La spesa degli italiani è cambiata profondamente nel corso degli ultimi anni, soprattutto a seguito della crisi causata dalla pandemia e dell’aumento dei prezzi per via dell’inflazione e i costi energetici in rialzo.
Secondo gli ultimi dati analizzati dal Centro di formazione e ricerca sui consumi (C.r.c.) in collaborazione con Assoutenti, la spesa media delle famiglie italiane è diminuita del 9,1% in termini reali rispetto al periodo pre-Covid, con una riduzione particolarmente evidente in alcune voci fondamentali come casa, abbigliamento e alimentari.
Indice
La crisi del potere d’acquisto: le voci più colpite
Quello che emerge dal report è che, nel 2023, la spesa media mensile di una famiglia italiana ha toccato i 2.738 euro, con un aumento nominale del 7% rispetto al 2019. Tuttavia, l’inflazione che ha segnato il nostro Paese nel periodo 2022/2023, superando il 16%, ha eroso il potere d’acquisto dei consumatori. Ciò ha avuto un impatto diretto sul volume degli acquisti, che è diminuito, seppur lievemente (-0,4%) nel 2024.

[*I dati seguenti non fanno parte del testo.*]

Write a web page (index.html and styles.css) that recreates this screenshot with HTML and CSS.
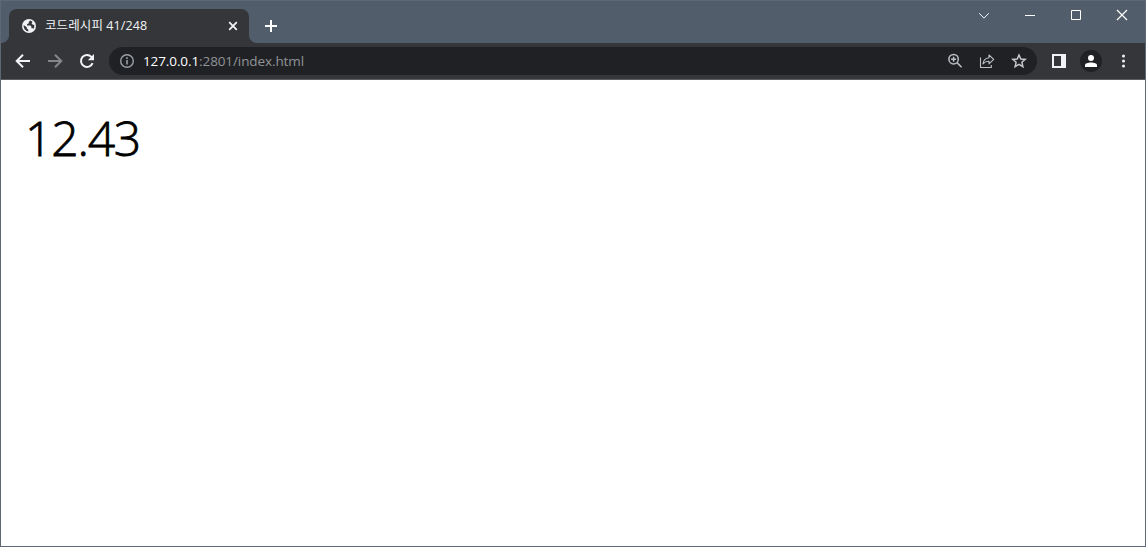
FILE: index.html
```html
<!DOCTYPE html>
<html lang="ko">
<head>
  <meta charset="UTF-8">
  <title>코드레시피 41/248</title>
  <link rel="stylesheet" href="styles.css">
</head>
<body>
  <div class="window">
    <!-- Tab strip -->
    <div class="tabs">
      <div class="tab">
        <svg class="globe" width="14" height="14" viewBox="0 0 14 14">
          <circle cx="7" cy="7" r="7" fill="#f1f3f4"/>
          <path d="M8 1.6 6.8 3v1.3L5 5.2v1.4h3.4l1 1.2v1.4h1.5l.5.8A5.4 5.4 0 0 0 12.3 6L10.4 5.6 9.6 4.2l.9-1.4A5.6 5.6 0 0 0 8 1.6ZM1.6 6.1a5.5 5.5 0 0 0 4.7 6.3v-1.7L4.8 9.6V8.3Z" fill="#35363a"/>
        </svg>
        <span class="tab-title">코드레시피 41/248</span>
        <svg class="tab-close" width="10" height="10" viewBox="0 0 10 10"><path d="m1.2 1.2 7.6 7.6m0-7.6L1.2 8.8" stroke="#f1f3f4" stroke-width="1.8"/></svg>
      </div>
      <svg class="new-tab" width="12" height="12" viewBox="0 0 12 12"><path d="M6 0v12M0 6h12" stroke="#fff" stroke-width="2"/></svg>
      <div class="controls">
        <svg width="46" height="30" viewBox="0 0 46 30"><path d="m18.2 12.2 4.8 5 4.8-5" fill="none" stroke="#f6f7f8"/></svg>
        <svg width="46" height="30" viewBox="0 0 46 30"><path d="M18 14.5h10" stroke="#fff"/></svg>
        <svg width="46" height="30" viewBox="0 0 46 30"><path d="M18.5 9.5h9v9h-9z" fill="none" stroke="#fff"/></svg>
        <svg width="46" height="30" viewBox="0 0 46 30"><path d="m18 9 10 10m0-10L18 19" stroke="#fff" stroke-width="1.2"/></svg>
      </div>
    </div>

    <!-- Toolbar -->
    <div class="toolbar">
      <svg class="nav" width="16" height="16" viewBox="0 0 16 16"><path d="M15 8H2.5M8 1.7 1.7 8 8 14.3" fill="none" stroke="#f1f3f4" stroke-width="2"/></svg>
      <svg class="nav" width="16" height="16" viewBox="0 0 16 16"><path d="M1 8h12.5M8 1.7 14.3 8 8 14.3" fill="none" stroke="#85868a" stroke-width="2"/></svg>
      <svg class="nav" width="16" height="16" viewBox="0 0 16 16"><path d="M13.6 10.1A6 6 0 1 1 12.4 3.9L14 5.5" fill="none" stroke="#f1f3f4" stroke-width="2"/><path d="M15 1v6.2H8.8Z" fill="#f1f3f4"/></svg>
      <div class="address">
        <svg width="16" height="16" viewBox="0 0 16 16"><circle cx="8" cy="8" r="6.3" fill="none" stroke="#9aa0a6" stroke-width="1.4"/><path d="M8 7v4.5M8 4.3V6" stroke="#9aa0a6" stroke-width="1.6"/></svg>
        <span class="url"><span class="host">127.0.0.1</span>:2801/index.html</span>
        <div class="actions">
          <svg width="16" height="16" viewBox="0 0 16 16"><circle cx="6.6" cy="6.2" r="4.7" fill="none" stroke="#bdc1c6" stroke-width="1.5"/><path d="m10 9.6 4.6 4.6M4.1 6.2h5M6.6 3.7v5" fill="none" stroke="#bdc1c6" stroke-width="1.5"/></svg>
          <svg width="16" height="16" viewBox="0 0 16 16"><path d="M1.5 4.5v10h10.8V12M10 2l4.7 4.4L10 10.8V8.2C7.3 8.1 5.4 9 4 10.8c.4-3.5 2.5-5.7 6-6.1Z" fill="none" stroke="#bdc1c6" stroke-width="1.1" stroke-linejoin="round"/></svg>
          <svg width="16" height="16" viewBox="0 0 16 16"><path d="m8 2 1.8 4 4.4.4-3.3 2.9 1 4.3L8 11.3l-3.9 2.3 1-4.3-3.3-2.9L6.2 6Z" fill="none" stroke="#c5c8cc" stroke-width="1.5"/></svg>
        </div>
      </div>
      <svg class="panel" width="14" height="14" viewBox="0 0 14 14"><path d="M0 0h14v14H0Zm2 2v10h7V2Z" fill="#f1f3f4" fill-rule="evenodd"/></svg>
      <div class="profile">
        <svg width="12" height="12" viewBox="0 0 12 12"><circle cx="6" cy="3" r="3" fill="#fff"/><path d="M0 12v-1.8C0 8.4 3 7.5 6 7.5s6 .9 6 2.7V12Z" fill="#fff"/></svg>
      </div>
      <svg class="menu" width="4" height="14" viewBox="0 0 4 14"><g fill="#f1f3f4"><circle cx="2.5" cy="2" r="1.5"/><circle cx="2.5" cy="7" r="1.5"/><circle cx="2.5" cy="12" r="1.5"/></g></svg>
    </div>

    <!-- Page -->
    <div class="page">12.43</div>
  </div>
</body>
</html>
```
FILE: styles.css
```css
body {
  margin: 0;
  font-family: "Open Sans", "Noto Sans CJK KR", sans-serif;
}

.window {
  box-sizing: border-box;
  height: 547px;
  border: 1px solid #5d6975;
  background: #fff;
  overflow: hidden;
}

.tabs {
  display: flex;
  height: 42px;
  background: #515d6a;
}

.tab {
  position: relative;
  display: flex;
  align-items: center;
  box-sizing: border-box;
  width: 240px;
  height: 34px;
  margin: 8px 0 0 8px;
  padding: 0 11px 0 13px;
  border-radius: 8px 8px 0 0;
  background: #35363a;
}

/* rounded feet of the tab */
.tab::before,
.tab::after {
  content: "";
  position: absolute;
  bottom: 0;
  width: 8px;
  height: 8px;
}

.tab::before {
  left: -8px;
  background: radial-gradient(circle at 0 0, #515d6a 7.5px, #35363a 8.5px);
}

.tab::after {
  right: -8px;
  background: radial-gradient(circle at 100% 0, #515d6a 7.5px, #35363a 8.5px);
}

.tab-title {
  flex: 1;
  margin-left: 9px;
  font-size: 12.5px;
  line-height: 18px;
  letter-spacing: 0.1px;
  white-space: nowrap;
  color: #f1f3f4;
}

.new-tab {
  margin: 19px 0 0 16px;
}

.controls {
  display: flex;
  margin-left: auto;
}

.toolbar {
  display: flex;
  align-items: center;
  box-sizing: border-box;
  height: 37px;
  padding: 0 20px 0 14px;
  border-bottom: 1px solid #5b5c60;
  background: #35363a;
}

.nav {
  margin-right: 16px;
}

.address {
  display: flex;
  flex: 1;
  align-items: center;
  height: 28px;
  margin-left: -2px;
  padding: 0 10px;
  border-radius: 14px;
  background: #202124;
}

.url {
  margin-left: 8px;
  font-size: 13.5px;
  line-height: 20px;
  letter-spacing: -0.1px;
  color: #909498;
}

.host {
  color: #fff;
}

.actions {
  display: flex;
  gap: 16px;
  margin-left: auto;
}

.panel {
  margin-left: 15px;
}

.profile {
  display: flex;
  align-items: center;
  justify-content: center;
  width: 22px;
  height: 22px;
  margin-left: 14px;
  border-radius: 50%;
  background: #202124;
}

.menu {
  margin-left: 19px;
}

.page {
  padding: 23px 24px;
  font-size: 48px;
  line-height: 70px;
  letter-spacing: -1.2px;
  font-weight: 300;
  -webkit-text-stroke: 0.8px #000;
}
```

Tra i settori più colpiti dai tagli troviamo innanzitutto la casa, con una riduzione della spesa del 33%. Il motivo principale è da ricercare nell’aumento dei costi delle utenze che ha costretto le famiglie a ridurre altre spese, come quelle relative alla manutenzione della propria abitazione o a investimenti in nuovi arredi o elettrodomestici.
Inoltre, le politiche di incentivi fiscali (come il Superbonus e altri eco-incentivi) hanno permesso alle famiglie di effettuare lavori di efficientamento energetico e ristrutturazione della casa riducendo la necessità di ulteriori investimenti privati.
A seguire troviamo la spesa per abbigliamento e calzature che ha subito una contrazione del 16,5% in termini reali. Gli italiani hanno ridotto gli acquisti di vestiti, privilegiando abbigliamento più economico, spesso acquistato online, approfittando delle offerte sui siti di e-commerce che hanno visto una vera e propria “guerra dei prezzi”.
Un fenomeno simile si è verificato nel settore dell’auto, dove la spesa è calata del 15,8%, con molti italiani che si sono rivolti al mercato dell’usato a causa dei prezzi elevati (un’auto nuova costa 30mila euro) e dei lunghi tempi di attesa per i veicoli nei concessionari.
Il caro prezzi incide sui consumi alimentari
Il comparto alimentare non è stato immune da questa riduzione della spesa. Sebbene la spesa alimentare media sia aumentata nominalmente, in termini reali si registra una diminuzione del 8,6% rispetto al periodo pre-Covid, con alcuni alimenti hanno subito un abbassamento dei consumi davvero drastico.
Oli e grassi, ad esempio, hanno visto una contrazione delle vendite del 36%, un dato che si inserisce nel contesto della forte inflazione legata alla guerra in Ucraina.
I prodotti ittici e i vegetali sono scesi rispettivamente del 22% e 21,5%, mentre i consumatori hanno continuato a spendere per cibi meno costosi come cioccolato e dolciumi (quasi invariati) e, in controtendenza, caffè e tè, con una spesa che è cresciuta del 12,7%.
Attenzione al prezzo e ai discount
I dati forniti di fatto evidenziano un cambiamento nelle abitudini degli italiani, che sono diventati sempre più attenti ai prezzi e al risparmio. A prova di questo, le vendite nei discount sono aumentate del 40% dal 2019 al 2024, un fenomeno che indica come i consumatori abbiano iniziato a privilegiare il risparmio rispetto alla qualità, cercando di acquistare beni di prima necessità a prezzi inferiori.
Le abitudini di acquisto degli italiani si sono quindi adattate alla nuova realtà economica, caratterizzata da una crescente inflazione, ma anche da un cambiamento nelle priorità di spesa.
Nessuna rinuncia su viaggi e ristoranti
Per esempio, anche se la casa, l’abbigliamento e l’auto sono state le voci su cui si è risparmiato di più, allo stesso tempo le vacanze e i ristoranti hanno visto una crescita delle spese, segno che, nonostante i sacrifici, gli italiani non rinunciano al piacere di viaggiare e socializzare, anche se in maniera più contenuta.
I cambiamenti nella spesa riflettono cioè un profondo adattamento delle famiglie italiane alle difficoltà economiche, ma anche una volontà di non rinunciare completamente a determinati piaceri.
Secondo Assoutenti, questo non va interpretato come un segno di privazione generalizzata, ma piuttosto come un’indicazione di come gli italiani siano riusciti a riadattare le proprie priorità, ottimizzando la spesa pur mantenendo la qualità della vita in alcune aree chiave.